It is a sad day. I bet a lot of computer nerds who grew up with the Mac Classics and earlier Apple gear are feeling old like I am. RIP Steve.


----------



## zeissoctopus (Oct 6, 2011)

RIP Steve


----------



## shitson (Oct 7, 2011)

Very few share a passion like he had. A loss for everyone in the community... He will be missed.


----------



## rbelk (Oct 7, 2011)

He's very close to my age guys! He was the most brilliant and influential person in my age bracket I think. He will sorely be missed.


----------



## fluca1978 (Oct 7, 2011)

I don't like apple at all.
However I must admit that he was able to change the computing world in a strong way. 
RIP.


----------



## Daisuke_Aramaki (Oct 7, 2011)

One of a kind. RIP Steve.


----------



## UNIXgod (Oct 7, 2011)

Rip


----------



## hitest (Oct 8, 2011)

RIP Mr. Jobs.  He was two years older than I am.  That is too young to die.


----------



## jrm@ (Oct 10, 2011)

http://stallman.org/archives/2011-jul-oct.html#06_October_2011_(Steve_Jobs)


----------



## da1 (Oct 12, 2011)

Am I the only one that thinks there is something seriously wrong with that guy ?


----------



## Crivens (Oct 12, 2011)

da1 said:
			
		

> Am I the only one that thinks there is something seriously wrong with that guy ?
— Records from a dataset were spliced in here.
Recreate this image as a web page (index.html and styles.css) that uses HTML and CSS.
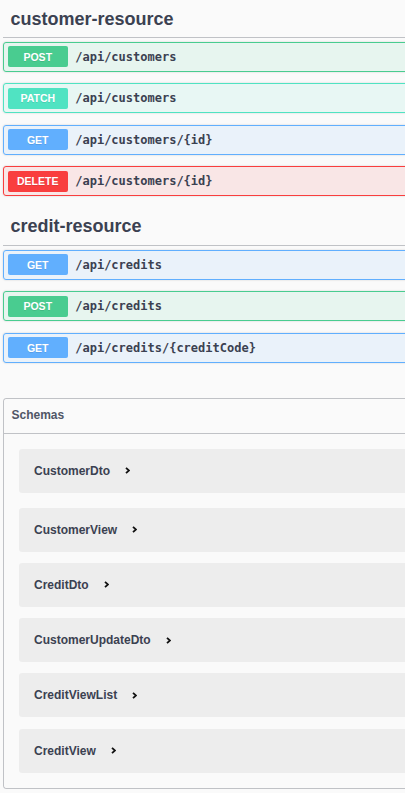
FILE: index.html
```html
<!DOCTYPE html>
<html lang="en">
<head>
<meta charset="utf-8">
<title>Swagger UI</title>
<link rel="stylesheet" href="styles.css">
</head>
<body>
<div class="page">
  <section class="tag-section">
    <h3 class="tag">customer-resource</h3>
    <div class="op op-post"><span class="method">POST</span><span class="path">/api/customers</span></div>
    <div class="op op-patch"><span class="method">PATCH</span><span class="path">/api/customers</span></div>
    <div class="op op-get"><span class="method">GET</span><span class="path">/api/customers/{id}</span></div>
    <div class="op op-delete"><span class="method">DELETE</span><span class="path">/api/customers/{id}</span></div>
  </section>
  <section class="tag-section">
    <h3 class="tag">credit-resource</h3>
    <div class="op op-get"><span class="method">GET</span><span class="path">/api/credits</span></div>
    <div class="op op-post"><span class="method">POST</span><span class="path">/api/credits</span></div>
    <div class="op op-get"><span class="method">GET</span><span class="path">/api/credits/{creditCode}</span></div>
  </section>
  <section class="models">
    <h4 class="models-title">Schemas</h4>
    <div class="model-list">
      <div class="model model-first"><span class="model-name">CustomerDto</span><svg class="chev" viewBox="0 0 5 7" width="5" height="7"><polyline points="1,0.8 4,3.5 1,6.2"/></svg></div>
      <div class="model"><span class="model-name">CustomerView</span><svg class="chev" viewBox="0 0 5 7" width="5" height="7"><polyline points="1,0.8 4,3.5 1,6.2"/></svg></div>
      <div class="model"><span class="model-name">CreditDto</span><svg class="chev" viewBox="0 0 5 7" width="5" height="7"><polyline points="1,0.8 4,3.5 1,6.2"/></svg></div>
      <div class="model"><span class="model-name">CustomerUpdateDto</span><svg class="chev" viewBox="0 0 5 7" width="5" height="7"><polyline points="1,0.8 4,3.5 1,6.2"/></svg></div>
      <div class="model"><span class="model-name">CreditViewList</span><svg class="chev" viewBox="0 0 5 7" width="5" height="7"><polyline points="1,0.8 4,3.5 1,6.2"/></svg></div>
      <div class="model"><span class="model-name">CreditView</span><svg class="chev" viewBox="0 0 5 7" width="5" height="7"><polyline points="1,0.8 4,3.5 1,6.2"/></svg></div>
    </div>
  </section>
</div>
</body>
</html>
```
FILE: styles.css
```css
html, body {
  margin: 0;
  padding: 0;
  background: #fafafa;
  overflow: hidden;
}

.page {
  width: 720px;
  padding-left: 3px;
  font-family: "Liberation Sans", Arial, sans-serif;
  color: #3b4151;
}

.tag {
  margin: 0 0 3.75px;
  padding: 7.5px 15px 7.5px 7.5px;
  font-size: 18px;
  line-height: 22px;
  font-weight: 700;
  color: #3b4151;
  border-bottom: 1px solid rgba(59, 65, 81, 0.3);
}

.op {
  display: flex;
  align-items: center;
  height: 30px;
  box-sizing: border-box;
  padding: 0 3.75px;
  margin-bottom: 11.5px;
  border: 1px solid;
  border-radius: 3px;
  box-shadow: 0 0 2px rgba(0, 0, 0, 0.19);
}

.method {
  display: flex;
  align-items: center;
  justify-content: center;
  width: 60px;
  height: 21px;
  border-radius: 2px;
  color: #fff;
  font-size: 10.5px;
  font-weight: 700;
  text-shadow: 0 1px 0 rgba(0, 0, 0, 0.1);
}

.path {
  margin-left: 7.5px;
  font-family: "DejaVu Sans Mono", monospace;
  font-size: 12px;
  font-weight: 700;
  color: #3b4151;
}

.op-post { border-color: #49cc90; background: rgba(73, 204, 144, 0.1); }
.op-post .method { background: #49cc90; }
.op-patch { border-color: #50e3c2; background: rgba(80, 227, 194, 0.1); }
.op-patch .method { background: #50e3c2; }
.op-get { border-color: #61affe; background: rgba(97, 175, 254, 0.1); }
.op-get .method { background: #61affe; }
.op-delete { border-color: #f93e3e; background: rgba(249, 62, 62, 0.1); }
.op-delete .method { background: #f93e3e; }

.models {
  margin-top: 35px;
  border: 1px solid rgba(59, 65, 81, 0.3);
  border-radius: 3px;
}

.models-title {
  margin: 0;
  padding: 7.5px 15px 7.5px 7.5px;
  font-size: 12px;
  line-height: 19px;
  font-weight: 700;
  color: #505666;
  border-bottom: 1px solid rgba(59, 65, 81, 0.3);
}

.model-list {
  padding: 15px 15px 3.75px;
}

.model {
  display: flex;
  align-items: center;
  height: 44px;
  padding-left: 15px;
  margin-bottom: 11.25px;
  background: rgba(0, 0, 0, 0.05);
  border-radius: 3px;
}

.model-first {
  margin-bottom: 15px;
}

.model-name {
  font-size: 12px;
  font-weight: 700;
  color: #3b4151;
}

.chev {
  margin-left: 15px;
  fill: none;
  stroke: #111;
  stroke-width: 1.8;
}
```
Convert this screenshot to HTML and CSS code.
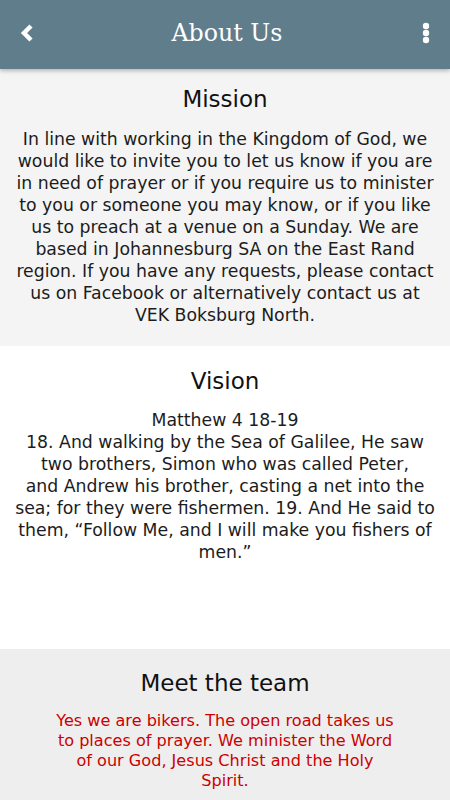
FILE: index.html
```html
<!DOCTYPE html>
<html lang="en">
<head>
    <meta charset="UTF-8">
    <meta name="viewport" content="width=device-width, initial-scale=1.0">
    <title>About Us</title>
    <link rel="stylesheet" href="styles.css">
</head>
<body>
    <div class="toolbar">
        <button class="icon-btn back" aria-label="Back">
            <svg width="16" height="20" viewBox="0 0 16 20">
                <path d="M11 3 L4 10 L11 17" fill="none" stroke="#fff" stroke-width="4.5" stroke-linejoin="miter"/>
            </svg>
        </button>
        <h1>About Us</h1>
        <button class="icon-btn menu" aria-label="More">
            <svg width="8" height="24" viewBox="0 0 8 24">
                <circle cx="4" cy="5" r="3.2" fill="#fff"/>
                <circle cx="4" cy="12" r="3.2" fill="#fff"/>
                <circle cx="4" cy="19" r="3.2" fill="#fff"/>
            </svg>
        </button>
    </div>

    <div class="section mission">
        <h2>Mission</h2>
        <p>In line with working in the Kingdom of God, we<br>
        would like to invite you to let us know if you are<br>
        in need of prayer or if you require us to minister<br>
        to you or someone you may know, or if you like<br>
        us to preach at a venue on a Sunday. We are<br>
        based in Johannesburg SA on the East Rand<br>
        region. If you have any requests, please contact<br>
        us on Facebook or alternatively contact us at<br>
        VEK Boksburg North.</p>
    </div>

    <div class="section vision">
        <h2>Vision</h2>
        <p>Matthew 4 18-19<br>
        18. And walking by the Sea of Galilee, He saw<br>
        two brothers, Simon who was called Peter,<br>
        and Andrew his brother, casting a net into the<br>
        sea; for they were fishermen. 19. And He said to<br>
        them, “Follow Me, and I will make you fishers of<br>
        men.”</p>
    </div>

    <div class="section team">
        <h2>Meet the team</h2>
        <p>Yes we are bikers. The open road takes us to places of prayer. We minister the Word of our God, Jesus Christ and the Holy Spirit.</p>
    </div>
</body>
</html>
```

FILE: styles.css
```css
body {
    font-family: "DejaVu Sans", sans-serif;
    margin: 0;
    padding: 0;
    background-color: #ffffff;
    color: #1c1c1c;
    text-align: center;
}
.toolbar {
    height: 69px;
    background-color: #607d8b;
    display: flex;
    align-items: center;
    justify-content: space-between;
    padding: 0 12px 0 16px;
    box-shadow: 0 2px 4px rgba(0, 0, 0, 0.25);
    position: relative;
}
.toolbar h1 {
    margin: 0;
    font-family: "DejaVu Serif", serif;
    font-weight: normal;
    font-size: 23.7px;
    color: white;
    padding-bottom: 3px;
}
.icon-btn {
    background: none;
    border: none;
    padding: 0;
    width: 24px;
    height: 30px;
    display: flex;
    align-items: center;
    justify-content: center;
    margin-bottom: 3px;
}
.section {
    padding: 15px 10px 20px;
}
.section h2 {
    margin: 0 0 14px;
    font-size: 23px;
    font-weight: normal;
    line-height: 30px;
    color: #111;
}
.section p {
    margin: 0;
    font-size: 17.3px;
    line-height: 22px;
}
.mission {
    background-color: #f4f4f4;
}
.vision {
    background-color: #ffffff;
    padding-top: 20px;
    min-height: 263px;
}
.vision h2 {
    margin-bottom: 13px;
}
.team {
    background-color: #eeeeee;
    padding: 19px 53px 20px;
}
.team h2 {
    margin-bottom: 13px;
}
.team p {
    color: #cc0000;
    font-size: 16.1px;
    line-height: 20px;
}
```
Stallman is rumored to have the social skills of a lawyer without the style.

What did Steve do to him?
He started something in a garage that turned the world upside down. You can like his way of doing things at apple or you don't (i don't), but he did them. He had a vision and he lived for that, maybe even died for it. Maybe you need to have the single-mindedness of a brick to keep such an endavor going and going, and I am not sure if I would have it. So, therefore, yes - he was a great man and he will be missed. When not for what he did, then for showing what can be done if you do not loose your dream and follow your vision.

What he did to his customers is on a completely different slate, and said slate has two sides. Not to be discussed here, I think.


----------



## kpedersen (Oct 12, 2011)

da1 said:
			
		

> Am I the only one that thinks there is something seriously wrong with that guy ?



Stallman eats things off his feet whilst giving a lecture (http://www.youtube.com/watch?v=I25UeVXrEHQ) so, yeah, there is definately something wrong with him.

... but in this case, I think he has a point. I am not personally very impressed with what Steve Jobs has done. I don't think anything he has done has had any effect on my life tbh.

Perhaps in his last few weeks left, he should have just opened up all Apple's software and platforms.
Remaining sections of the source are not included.